演奏活動に多忙だったハイフェッツが「考える時間が欲しい。サバティカルを取りたい」と言い出した時、ミルシテインは反対したそうです。演奏技術が落ちるからでしょうか。休みをとった挙げ句、演奏会にお客さんが来なくなることを恐れていたのでしょうか。一方、著名な国際コンクールで優勝した若い演奏家達は、その後のインタビューと凱旋コンサートに追われる消耗生活に疑問を持ち、数年間の勉強の時間を取ることもあります。どちらがよいかは人それぞれですし、一種の賭けなのでしょう。いずれにしても、疲れたまま、考える間もなく目の前のことをするだけの暮らしは、決してよい環境とは言えません。

国際コンクールで優勝した女性ヴァイオリニストが、「突き詰めると、クラシック音楽って一体何なんだろう」とか「ヴァイオリンが上手に弾けて、それが何?」「すぐに結果が出ることじゃないんで...」などとテレビで言っていました。若いのに客観的で冷静だ、という感想も一部にはあるようですが、私にとっては、プロだと自分で称しておきながら、この人はインタビューの受け答えも先生から訓練されていないのかな、と感じさせられました。多分、きちんと物を考えたり硬派の本を読んだりする間もなく、小さい頃から大人に混じって、次から次へと難曲を弾きこなし、舞台に立つ訓練だけを繰り返してきたからなのではないでしょうか。

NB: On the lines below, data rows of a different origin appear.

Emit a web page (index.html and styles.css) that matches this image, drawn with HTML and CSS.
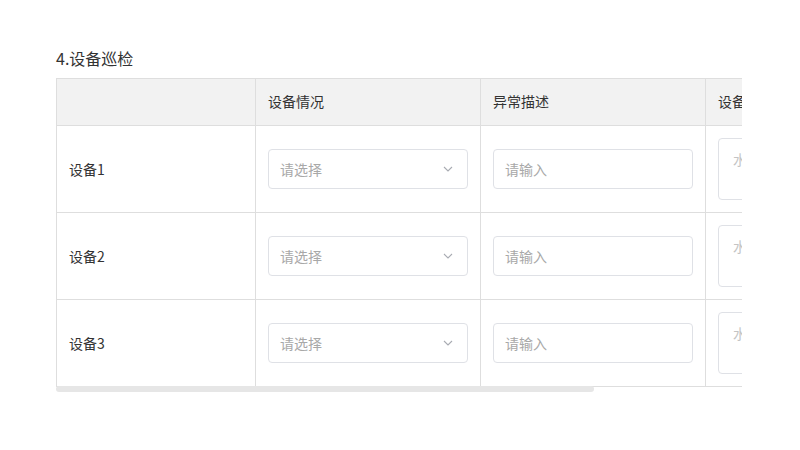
FILE: index.html
```html
<!DOCTYPE html>
<html lang="zh-CN">
<head>
<meta charset="utf-8">
<title>设备巡检</title>
<link rel="stylesheet" href="styles.css">
</head>
<body>
<div class="wrap">
  <div class="title">4.设备巡检</div>
  <div class="scroller">
    <table class="grid">
      <colgroup>
        <col class="c1"><col class="c2"><col class="c3"><col class="c4">
      </colgroup>
      <thead>
        <tr><th></th><th>设备情况</th><th>异常描述</th><th>设备备注</th></tr>
      </thead>
      <tbody>
        <tr>
          <td>设备1</td>
          <td><div class="select"><span class="ph">请选择</span><svg class="arrow" viewBox="0 0 10 6" width="10" height="6"><path d="M1 1 L5 5 L9 1" fill="none" stroke="#a8abb2" stroke-width="1.1"/></svg></div></td>
          <td><div class="input"><span class="ph">请输入</span></div></td>
          <td><div class="textarea"><span class="ph2">水压正常</span></div></td>
        </tr>
        <tr>
          <td>设备2</td>
          <td><div class="select"><span class="ph">请选择</span><svg class="arrow" viewBox="0 0 10 6" width="10" height="6"><path d="M1 1 L5 5 L9 1" fill="none" stroke="#a8abb2" stroke-width="1.1"/></svg></div></td>
          <td><div class="input"><span class="ph">请输入</span></div></td>
          <td><div class="textarea"><span class="ph2">水压正常</span></div></td>
        </tr>
        <tr>
          <td>设备3</td>
          <td><div class="select"><span class="ph">请选择</span><svg class="arrow" viewBox="0 0 10 6" width="10" height="6"><path d="M1 1 L5 5 L9 1" fill="none" stroke="#a8abb2" stroke-width="1.1"/></svg></div></td>
          <td><div class="input"><span class="ph">请输入</span></div></td>
          <td><div class="textarea"><span class="ph2">水压正常</span></div></td>
        </tr>
      </tbody>
    </table>
  </div>
  <div class="scrollbar"></div>
</div>
</body>
</html>
```
FILE: styles.css
```css
html, body {
  margin: 0;
  padding: 0;
  background: #ffffff;
}
body {
  font-family: "Noto Sans CJK SC", "Noto Sans", "Liberation Sans", sans-serif;
  color: #333333;
  font-size: 14px;
}
.wrap {
  padding: 47px 56px 0 56px;
}
.title {
  font-size: 16px;
  line-height: 22px;
  color: #333333;
  margin-bottom: 9px;
}
.scroller {
  width: 686px;
  overflow: hidden;
}
.grid {
  width: 875px;
  table-layout: fixed;
  border-collapse: collapse;
}
.c1 { width: 199px; }
.c2 { width: 225px; }
.c3 { width: 225px; }
.c4 { width: 226px; }
.grid th,
.grid td {
  border: 1px solid #dedede;
  padding: 12px;
  text-align: left;
  font-weight: normal;
  font-size: 14px;
  line-height: 20px;
  vertical-align: middle;
}
.grid th {
  background: #f2f2f2;
  height: 22px;
  padding-top: 11px;
  padding-bottom: 13px;
  color: #333333;
}
.grid td {
  height: 62px;
}
.cell-text {
  display: block;
}
.select,
.input {
  box-sizing: border-box;
  width: 200px;
  height: 40px;
  border: 1px solid #dfe1e6;
  border-radius: 4px;
  display: flex;
  align-items: center;
  padding: 0 14px 1px 11px;
  justify-content: space-between;
}
.ph {
  color: #a8a8a8;
  font-size: 14px;
}
.arrow {
  display: block;
}
.textarea {
  box-sizing: border-box;
  width: 200px;
  height: 62px;
  border: 1px solid #dfe1e6;
  border-radius: 4px;
  padding: 10px 14px;
  line-height: 20px;
}
.ph2 {
  color: #c4c4c4;
  font-size: 14px;
}
.scrollbar {
  width: 538px;
  height: 6px;
  margin-top: -1px;
  background: #e6e6e6;
  border-radius: 3px;
}
```
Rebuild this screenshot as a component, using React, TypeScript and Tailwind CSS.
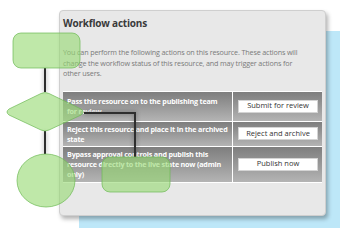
import React from 'react';

const rows = [
  { text: 'Pass this resource on to the publishing team for review', action: 'Submit for review', h: 'h-[30px]' },
  { text: 'Reject this resource and place it in the archived state', action: 'Reject and archive', h: 'h-[25px]' },
  {
    text: 'Bypass approval controls and publish this resource directly to the live state now (admin only)',
    action: 'Publish now',
    h: 'h-[36px]',
  },
];

// Flowchart overlay drawn on top of the dialog
function Flowchart() {
  const fill = 'rgba(148,217,112,0.6)';
  const stroke = 'rgba(110,185,85,0.7)';
  return (
    <svg className="absolute left-0 top-0 pointer-events-none" width="340" height="245" viewBox="0 0 340 245">
      <defs>
        <filter id="blur" x="-50%" y="-50%" width="200%" height="200%">
          <feGaussianBlur stdDeviation="2" />
        </filter>
      </defs>
      <g stroke="#000" strokeWidth="4" fill="none" opacity="0.2" filter="url(#blur)">
        <path d="M45 68 V92 M45 131 V154 M84 113 H135 V157" />
      </g>
      <g stroke="#2e2e2e" strokeWidth="2" fill="none">
        <path d="M45 68 V92 M45 131 V154 M84 113 H135 V157" />
      </g>
      <g fill={fill} stroke={stroke} strokeWidth="1">
        <rect x="13" y="33" width="67" height="35" rx="8" />
        <path d="M9 109 L41 93.5 Q45 91.5 49 93.5 L81 109 Q85 112 81 115 L49 130 Q45 132 41 130 L9 115 Q5 112 9 109 Z" />
        <ellipse cx="46" cy="180.5" rx="29" ry="26.5" />
        <rect x="102" y="157" width="68" height="35" rx="8" />
      </g>
    </svg>
  );
}

export default function App() {
  return (
    <div className="relative w-[340px] h-[245px] bg-white overflow-hidden" style={{ fontFamily: '"Open Sans", sans-serif' }}>
      {/* backdrop */}
      <div className="absolute left-[79px] top-[31px] w-[261px] h-[197px] bg-[#bde7f8]" />

      {/* dialog */}
      <div className="relative ml-[59px] mt-[10px] w-[267px] h-[206px] bg-[#e8e8e8] border border-[#cfcfcf] rounded-[4px] shadow-[2px_3px_4px_rgba(0,0,0,0.3)] px-[3px]">
        <h2 className="mt-[6px] text-[10px] leading-[12px] font-bold text-[#3a3a3a] tracking-[-0.2px]">
          Workflow actions
        </h2>
        <p className="mt-[18px] text-[7.2px] leading-[10.5px] text-[#7a7a7a] tracking-[-0.15px] whitespace-nowrap">
          You can perform the following actions on this resource. These actions will
          <br />
          change the workflow status of this resource, and may trigger actions for
          <br />
          other users.
        </p>
        <div className="mt-[12px] w-[259px] border-t border-white flex flex-col">
          {rows.map((r) => (
            <div key={r.action} className={`flex border-b border-white ${r.h}`}>
              <div className="w-[170px] flex items-center px-[4px] bg-gradient-to-b from-[#7e7e7e] to-[#b4b4b4] border-r border-white">
                <span className="text-[7.2px] leading-[10px] font-bold text-white tracking-[-0.2px]">{r.text}</span>
              </div>
              <div className="flex-1 flex items-center pl-[5px] pr-[4px] bg-gradient-to-b from-[#7e7e7e] to-[#b4b4b4]">
                <div className="w-full h-[13px] bg-white border border-[#d4d4d4] flex items-center justify-center text-[7.5px] text-[#333]">
                  {r.action}
                </div>
              </div>
            </div>
          ))}
        </div>
      </div>

      <Flowchart />
    </div>
  );
}
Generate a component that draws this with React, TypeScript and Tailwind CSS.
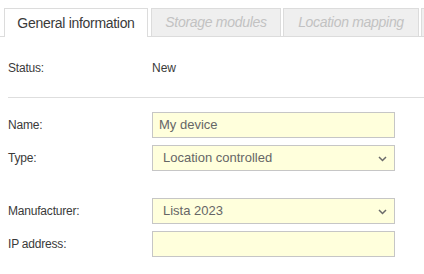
import React from "react";

const Chevron = () => (
  <svg width="9" height="6" viewBox="0 0 9 6" className="absolute right-[7px] top-[10px]">
    <path d="M1 1 L4.5 4.5 L8 1" fill="none" stroke="#6a6a6a" strokeWidth="1.5" />
  </svg>
);

function Row({ label, children, className = "" }: { label: string; children: React.ReactNode; className?: string }) {
  return (
    <div className={"flex items-center h-[26px] " + className}>
      <div className="w-[144px] text-[12px] text-[#3a3a3a] tracking-[-0.2px]">{label}</div>
      {children}
    </div>
  );
}

export default function App() {
  return (
    <div className="w-[424px] h-[274px] bg-white overflow-hidden" style={{ fontFamily: '"Liberation Sans", Arial, sans-serif' }}>
      <div className="flex items-end pt-[8px] border-b border-[#dcdcdc] h-[37px] w-[600px]">
        <div className="ml-[4px] w-[144px] h-[29px] -mb-px bg-white border border-b-0 border-[#dcdcdc] flex items-center justify-center text-[14px] tracking-[-0.3px] text-[#3a3a3a] shrink-0">
          General information
        </div>
        <div className="ml-[3px] w-[130px] h-[28px] bg-[#efefef] border border-b-0 border-[#dcdcdc] flex items-center justify-center text-[14px] tracking-[-0.3px] italic text-[#c2c2c2] shrink-0">
          Storage modules
        </div>
        <div className="ml-[2px] w-[136px] h-[28px] bg-[#efefef] border border-b-0 border-[#dcdcdc] flex items-center justify-center text-[14px] tracking-[-0.3px] italic text-[#c2c2c2] shrink-0">
          Location mapping
        </div>
        <div className="ml-[2px] w-[120px] h-[28px] bg-[#efefef] border border-b-0 border-[#dcdcdc] shrink-0" />
      </div>
      <div className="pl-[8px]">
        <div className="flex items-center h-[24px] mt-[19px] text-[12px] text-[#3a3a3a]">
          <div className="w-[144px] tracking-[-0.2px]">Status:</div>
          <div>New</div>
        </div>
        <div className="mt-[17px] border-t border-[#dedede]" />
        <Row label="Name:" className="mt-[14px]">
          <div className="w-[243px] h-[26px] bg-[#ffffdc] border border-[#c6c6c6] flex items-center pl-[6px] text-[13px] text-[#666]">
            My device
          </div>
        </Row>
        <Row label="Type:" className="mt-[7px]">
          <div className="relative w-[243px] h-[26px] bg-[#ffffdc] border border-[#c6c6c6] flex items-center pl-[10px] text-[13px] text-[#666]">
            Location controlled
            <Chevron />
          </div>
        </Row>
        <Row label="Manufacturer:" className="mt-[27px]">
          <div className="relative w-[243px] h-[26px] bg-[#ffffdc] border border-[#c6c6c6] flex items-center pl-[10px] text-[13px] text-[#666]">
            Lista 2023
            <Chevron />
          </div>
        </Row>
        <Row label="IP address:" className="mt-[7px]">
          <div className="w-[243px] h-[26px] bg-[#ffffdc] border border-[#c6c6c6]" />
        </Row>
      </div>
    </div>
  );
}
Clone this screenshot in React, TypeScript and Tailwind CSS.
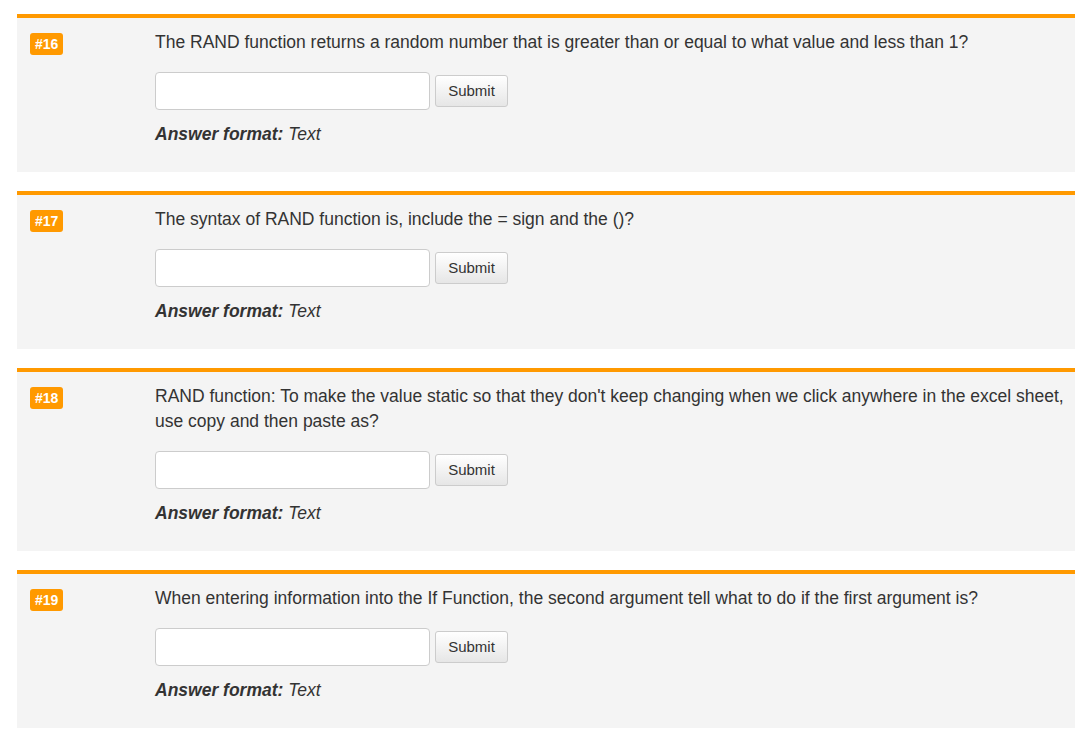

地味だけれど必要な時にはいつも状態が整えられていて、しかも積み重ねがきちんと記録としても残されているという堅実な姿勢が、公的であれ私的であれ、何事にも大切でしょう。ささやかながら個人レベルでもそうあるべきだと思います。これは、羽仁もと子氏の著作やその系列の『婦人之友』のグループの人々が、常々提唱し、実践されていることです。そうやって個々の家庭が整えられることによって、より安定して成熟したよい社会を築くことに貢献するのだ、という考え方です。

私も今、家庭に重きを置きながら、そのような心構えで日々を過ごしたいと思っています。